Instructions to follow ▸ Your task is to retype, word for word, the lines from the start of the data through the line holding "useState, type ReactNode". Do not include the pictures.
--- start Data shown ---
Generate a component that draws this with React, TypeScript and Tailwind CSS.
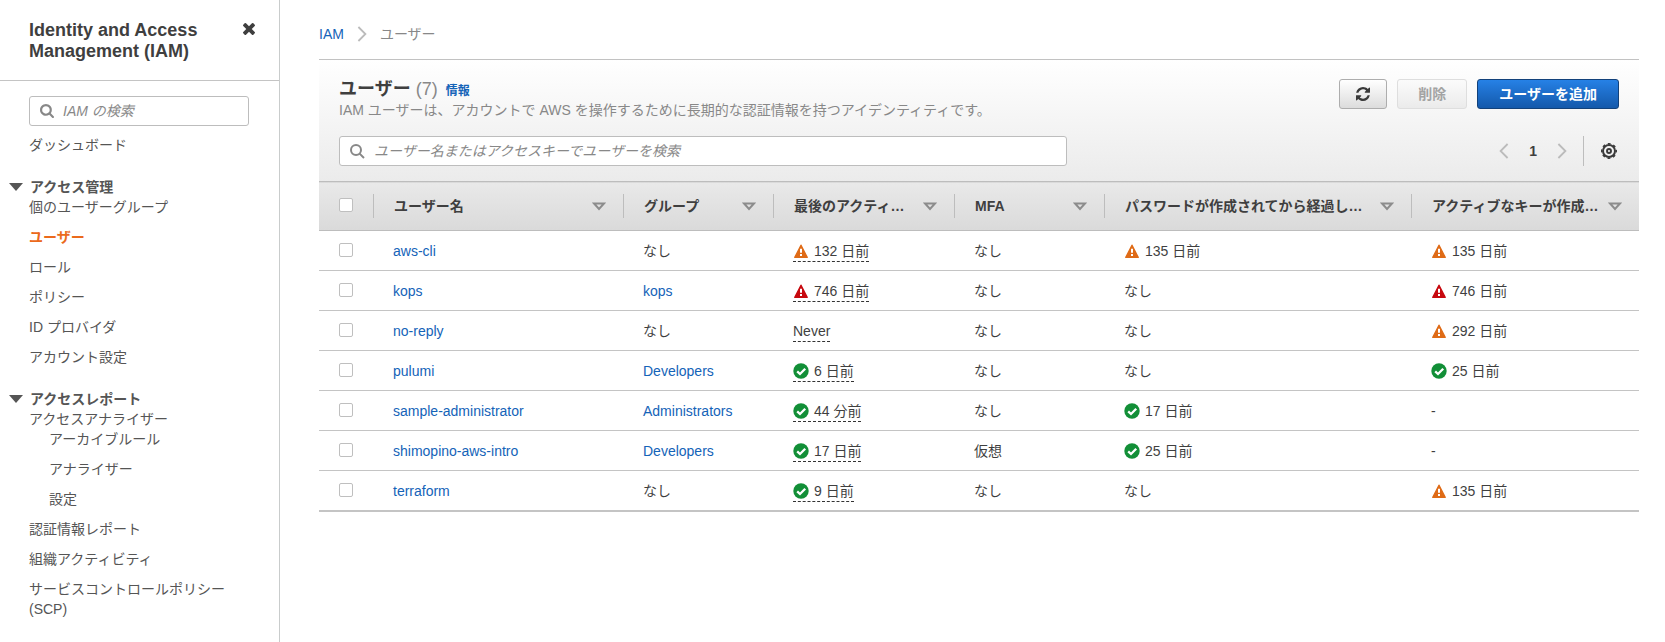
import { useState, type ReactNode } from "react";

type Level = "ok" | "warn" | "alert";
type Status = { level?: Level; text: string };
type User = {
  name: string;
  group?: string;
  activity: Status;
  mfa: string;
  password: Status;
  key: Status;
};

const NONE = "なし";

const users: User[] = [
  { name: "aws-cli", activity: { level: "warn", text: "132 日前" }, mfa: NONE, password: { level: "warn", text: "135 日前" }, key: { level: "warn", text: "135 日前" } },
  { name: "kops", group: "kops", activity: { level: "alert", text: "746 日前" }, mfa: NONE, password: { text: NONE }, key: { level: "alert", text: "746 日前" } },
  { name: "no-reply", activity: { text: "Never" }, mfa: NONE, password: { text: NONE }, key: { level: "warn", text: "292 日前" } },
  { name: "pulumi", group: "Developers", activity: { level: "ok", text: "6 日前" }, mfa: NONE, password: { text: NONE }, key: { level: "ok", text: "25 日前" } },
  { name: "sample-administrator", group: "Administrators", activity: { level: "ok", text: "44 分前" }, mfa: NONE, password: { level: "ok", text: "17 日前" }, key: { text: "-" } },
  { name: "shimopino-aws-intro", group: "Developers", activity: { level: "ok", text: "17 日前" }, mfa: "仮想", password: { level: "ok", text: "25 日前" }, key: { text: "-" } },
  { name: "terraform", activity: { level: "ok", text: "9 日前" }, mfa: NONE, password: { text: NONE }, key: { level: "warn", text: "135 日前" } },
];

const columns = ["ユーザー名", "グループ", "最後のアクティ…", "MFA", "パスワードが作成されてから経過し…", "アクティブなキーが作成…"];

function SearchBoldIcon() {
  return (
    <svg viewBox="64 128 1664 1664" className="size-[14px]" fill="currentColor" aria-hidden="true">
      <path d="M1216 832q0-185-131.5-316.5t-316.5-131.5-316.5 131.5-131.5 316.5 131.5 316.5 316.5 131.5 316.5-131.5 131.5-316.5zm512 832q0 52-38 90t-90 38q-54 0-90-38l-343-342q-179 124-399 124-143 0-273.5-55.5t-225-150-150-225-55.5-273.5 55.5-273.5 150-225 225-150 273.5-55.5 273.5 55.5 225 150 150 225 55.5 273.5q0 220-124 399l343 343q37 37 37 90z" />
    </svg>
  );
}

function SearchIcon() {
  return (
    <svg viewBox="0 0 16 16" className="-ml-px size-4" fill="none" stroke="currentColor" strokeWidth="2" aria-hidden="true">
      <circle cx="7" cy="7" r="5" />
      <path d="M10.6 10.6 15 15" />
    </svg>
  );
}

function CloseIcon() {
  return (
    <svg viewBox="302 366 1188 1188" className="size-3" fill="currentColor" aria-hidden="true">
      <path d="M1490 1322q0 40-28 68l-136 136q-28 28-68 28t-68-28l-294-294-294 294q-28 28-68 28t-68-28l-136-136q-28-28-28-68t28-68l294-294-294-294q-28-28-28-68t28-68l136-136q28-28 68-28t68 28l294 294 294-294q28-28 68-28t68 28l136 136q28 28 28 68t-28 68l-294 294 294 294q28 28 28 68z" />
    </svg>
  );
}

function RefreshIcon() {
  return (
    <svg viewBox="0 0 1536 1536" className="size-[14px]" fill="currentColor" aria-hidden="true">
      <path d="M1511 928q0 5-1 7-64 268-268 434.5t-478 166.5q-146 0-282.5-55t-243.5-157l-129 129q-19 19-45 19t-45-19-19-45v-448q0-26 19-45t45-19h448q26 0 45 19t19 45-19 45l-137 137q71 66 161 102t187 36q134 0 250-65t186-179q11-17 53-117 8-23 30-23h192q13 0 22.5 9.5t9.5 22.5zm25-800v448q0 26-19 45t-45 19h-448q-26 0-45-19t-19-45 19-45l138-138q-148-137-349-137-134 0-250 65t-186 179q-11 17-53 117-8 23-30 23h-199q-13 0-22.5-9.5t-9.5-22.5v-7q65-268 270-434.5t480-166.5q146 0 284 55.5t245 156.5l130-129q19-19 45-19t45 19 19 45z" />
    </svg>
  );
}

function GearIcon() {
  return (
    <svg viewBox="0 0 16 16" className="size-4" fill="none" stroke="currentColor" aria-hidden="true">
      <circle cx="8" cy="8" r="6" strokeWidth="2" />
      <circle cx="8" cy="8" r="7.3" strokeWidth="1.4" strokeDasharray="2.9 2.833" strokeDashoffset="1.45" />
      <circle cx="8" cy="8" r="2" strokeWidth="1.9" />
    </svg>
  );
}

function Chevron({ left = false }: { left?: boolean }) {
  return (
    <svg viewBox="0 0 10 16" className="h-4 w-[10px]" fill="none" stroke="currentColor" strokeWidth="1.8" aria-hidden="true">
      <path d={left ? "M8.6 1 1.6 8l7 7" : "M1.4 1l7 7-7 7"} />
    </svg>
  );
}

function SortIcon() {
  return (
    <svg viewBox="0 0 14 9" className="h-[9px] w-[14px] shrink-0 text-[#8c8c8c]" fill="none" stroke="currentColor" strokeWidth="2" aria-hidden="true">
      <path d="M2 1.4h10L7 7z" />
    </svg>
  );
}

function StatusIcon({ level }: { level: Level }) {
  if (level === "ok") {
    return (
      <svg viewBox="0 0 16 16" className="size-4 shrink-0" aria-hidden="true">
        <circle cx="8" cy="8" r="7.7" fill="#128f37" />
        <path d="M4.2 8.3 7 11l5.2-5.3" fill="none" stroke="#fff" strokeWidth="2.3" />
      </svg>
    );
  }
  return (
    <svg viewBox="0 0 16 16" className={level === "warn" ? "size-4 shrink-0 text-[#df6b17]" : "size-4 shrink-0 text-[#c7090f]"} aria-hidden="true">
      <path d="M8 2.2 14.2 14.4H1.8z" fill="currentColor" stroke="currentColor" strokeWidth="1.4" strokeLinejoin="round" />
      <path d="M7 5.8h2v4H7zM7 11h2v2H7z" fill="#fff" />
    </svg>
  );
}

function StatusText({ status, dashed = false }: { status: Status; dashed?: boolean }) {
  return (
    <div className="flex">
      <span className={dashed ? "flex items-center gap-[5px] border-b border-dashed border-[#333]" : "flex items-center gap-[5px]"}>
        {status.level && <StatusIcon level={status.level} />}
        <span>{status.text}</span>
      </span>
    </div>
  );
}

function NavLink({ children, current = false }: { children: ReactNode; current?: boolean }) {
  return (
    <a href="#" aria-current={current ? "page" : undefined} className={current ? "block font-bold text-[#eb6a1c]" : "block"}>
      {children}
    </a>
  );
}

function NavGroup({ title, children }: { title: string; children: ReactNode }) {
  const [open, setOpen] = useState(true);
  return (
    <section className="mt-[22px]">
      <button type="button" aria-expanded={open} onClick={() => setOpen(!open)} className="flex items-center gap-[7px] pl-[9px] font-bold">
        <svg viewBox="0 0 14 8" className="h-2 w-[14px]" fill="currentColor" aria-hidden="true">
          <path d="M0 0h14L7 8z" />
        </svg>
        {title}
      </button>
      {open && <div className="flex flex-col gap-[10px] pr-5 pl-[29px]">{children}</div>}
    </section>
  );
}

function Checkbox({ label, checked, onChange }: { label: string; checked: boolean; onChange: () => void }) {
  return (
    <input
      type="checkbox"
      aria-label={label}
      checked={checked}
      onChange={onChange}
      className="block size-[14px] appearance-none rounded-[2px] border border-[#bfbfbf] bg-white checked:border-[#1463b8] checked:bg-[#1463b8]"
    />
  );
}

function Cell({ children }: { children: ReactNode }) {
  return <td className="pt-[10px] pl-5 align-top">{children}</td>;
}

function Sidebar() {
  return (
    <aside className="w-[280px] shrink-0 border-r border-[#c9cccc] pb-5 text-[#555]">
      <header className="flex items-start justify-between border-b border-[#c4c4c4] pt-5 pr-6 pb-[18px] pl-[29px] text-[#3f3f3f]">
        <h2 className="w-[180px] text-lg leading-[21px] font-bold">Identity and Access Management (IAM)</h2>
        <button type="button" aria-label="閉じる" className="pt-[3px]">
          <CloseIcon />
        </button>
      </header>
      <nav>
        <label className="mt-[15px] mr-[30px] ml-[29px] flex h-[30px] items-center gap-[9px] rounded-[3px] border border-[#bdbdbd] bg-white px-[10px] text-[#888]">
          <SearchBoldIcon />
          <input type="search" aria-label="IAM の検索" placeholder="IAM の検索" className="min-w-0 flex-1 outline-none placeholder:text-[#888] placeholder:italic" />
        </label>
        <div className="mt-[9px] pl-[29px]">
          <NavLink>ダッシュボード</NavLink>
        </div>
        <NavGroup title="アクセス管理">
          <NavLink>個のユーザーグループ</NavLink>
          <NavLink current>ユーザー</NavLink>
          <NavLink>ロール</NavLink>
          <NavLink>ポリシー</NavLink>
          <NavLink>ID プロバイダ</NavLink>
          <NavLink>アカウント設定</NavLink>
        </NavGroup>
        <NavGroup title="アクセスレポート">
          <div>
            <NavLink>アクセスアナライザー</NavLink>
            <div className="flex flex-col gap-[10px] pl-5">
              <NavLink>アーカイブルール</NavLink>
              <NavLink>アナライザー</NavLink>
              <NavLink>設定</NavLink>
            </div>
          </div>
          <NavLink>認証情報レポート</NavLink>
          <NavLink>組織アクティビティ</NavLink>
          <NavLink>サービスコントロールポリシー (SCP)</NavLink>
        </NavGroup>
      </nav>
    </aside>
  );
}

function PanelHeader() {
  return (
    <div className="px-5 pt-[19px] pb-[15px]">
      <div className="flex items-start justify-between gap-5">
        <div>
          <div className="flex h-[21px] items-baseline">
            <h1 className="text-lg leading-[21px] font-bold text-[#3f3f3f]">
              ユーザー <span className="font-normal text-[#888]">(7)</span>
            </h1>
            <a href="#" className="ml-2 text-xs leading-4 font-bold text-[#1463b8]">
              情報
            </a>
          </div>
          <p className="text-[#888]">IAM ユーザーは、アカウントで AWS を操作するために長期的な認証情報を持つアイデンティティです。</p>
        </div>
        <div className="flex shrink-0 gap-[10px] font-bold">
          <button type="button" aria-label="更新" className="flex h-[30px] items-center rounded-[3px] border border-[#adadad] bg-linear-to-b from-white to-[#dcdcdc] px-4 text-[#3a3a3a]">
            <RefreshIcon />
          </button>
          <button type="button" disabled className="h-[30px] rounded-[3px] border border-[#dedede] bg-linear-to-b from-[#fbfbfb] to-[#ebebeb] px-5 text-[#a3a3a3]">
            削除
          </button>
          <button type="button" className="h-[30px] rounded-[3px] border border-[#12417a] bg-linear-to-b from-[#2681e6] to-[#1459ab] px-[21px] text-white">
            ユーザーを追加
          </button>
        </div>
      </div>
      <div className="mt-4 flex items-center justify-between gap-5">
        <label className="flex h-[30px] w-[728px] items-center gap-[9px] rounded-[3px] border border-[#bdbdbd] bg-white px-[10px] text-[#888]">
          <SearchIcon />
          <input type="search" aria-label="ユーザーを検索" placeholder="ユーザー名またはアクセスキーでユーザーを検索" className="min-w-0 flex-1 outline-none placeholder:text-[#888] placeholder:italic" />
        </label>
        <div className="flex items-center">
          <div className="flex items-center gap-5 pr-4 text-[#bbb]">
            <button type="button" aria-label="前のページ">
              <Chevron left />
            </button>
            <button type="button" aria-current="page" className="font-bold text-[#3f3f3f]">
              1
            </button>
            <button type="button" aria-label="次のページ">
              <Chevron />
            </button>
          </div>
          <div className="flex h-[30px] items-center border-l border-[#bdbdbd] pr-[2px] pl-[17px]">
            <button type="button" aria-label="設定" className="text-[#3a3a3a]">
              <GearIcon />
            </button>
          </div>
        </div>
      </div>
    </div>
  );
}

export default function App() {
  const [selected, setSelected] = useState<string[]>([]);
  const toggle = (name: string) => setSelected(selected.includes(name) ? selected.filter((n) => n !== name) : [...selected, name]);
  const all = selected.length === users.length;

  return (
    <div className="flex min-h-screen bg-white font-['Liberation_Sans','Noto_Sans_CJK_JP',sans-serif] text-sm leading-5 text-[#3f3f3f]" lang="ja">
      <Sidebar />
      <main className="min-w-0 flex-1 pt-6 pr-[26px] pl-[39px]">
        <nav aria-label="パンくずリスト" className="flex items-center gap-[13px]">
          <a href="#" className="text-[#1463b8]">
            IAM
          </a>
          <span className="text-[#bbb]">
            <Chevron />
          </span>
          <span className="text-[#888]">ユーザー</span>
        </nav>
        <div className="mt-[15px] border-t border-[#c2c2c2] bg-linear-to-b from-white to-[#ebebeb] to-[122px]">
          <PanelHeader />
          <table className="w-full table-fixed border-collapse bg-white text-left">
            <colgroup>
              <col className="w-[54px]" />
              <col className="w-[250px]" />
              <col className="w-[150px]" />
              <col className="w-[181px]" />
              <col className="w-[150px]" />
              <col className="w-[307px]" />
              <col />
            </colgroup>
            <thead>
              <tr className="h-[49px] border-y border-[#bdbdbd] bg-linear-to-b from-[#e9e9e9] to-[#dadada]">
                <th className="pt-4 pl-5 align-top">
                  <Checkbox label="すべて選択" checked={all} onChange={() => setSelected(all ? [] : users.map((u) => u.name))} />
                </th>
                {columns.map((column) => (
                  <th key={column} className="p-0">
                    <button type="button" className="flex h-6 w-full items-center justify-between border-l border-[#bdbdbd] pr-[17px] pl-5 font-bold whitespace-nowrap">
                      {column}
                      <SortIcon />
                    </button>
                  </th>
                ))}
              </tr>
            </thead>
            <tbody className="border-b-2 border-[#c4c4c4]">
              {users.map((user) => (
                <tr key={user.name} className="h-10 border-b border-[#c4c4c4] last:border-b-0">
                  <td className="pt-3 pl-5 align-top">
                    <Checkbox label={user.name} checked={selected.includes(user.name)} onChange={() => toggle(user.name)} />
                  </td>
                  <Cell>
                    <a href="#" className="text-[#1463b8]">
                      {user.name}
                    </a>
                  </Cell>
                  <Cell>
                    {user.group ? (
                      <a href="#" className="text-[#1463b8]">
                        {user.group}
                      </a>
                    ) : (
                      NONE
                    )}
                  </Cell>
                  <Cell>
                    <StatusText status={user.activity} dashed />
                  </Cell>
                  <Cell>{user.mfa}</Cell>
                  <Cell>
                    <StatusText status={user.password} />
                  </Cell>
                  <Cell>
                    <StatusText status={user.key} />
                  </Cell>
                </tr>
              ))}
            </tbody>
          </table>
        </div>
      </main>
    </div>
  );
}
--- end Data shown ---
Answer to the problem ▸
Generate a component that draws this with React, TypeScript and Tailwind CSS.
import { useState, type ReactNode } from "react";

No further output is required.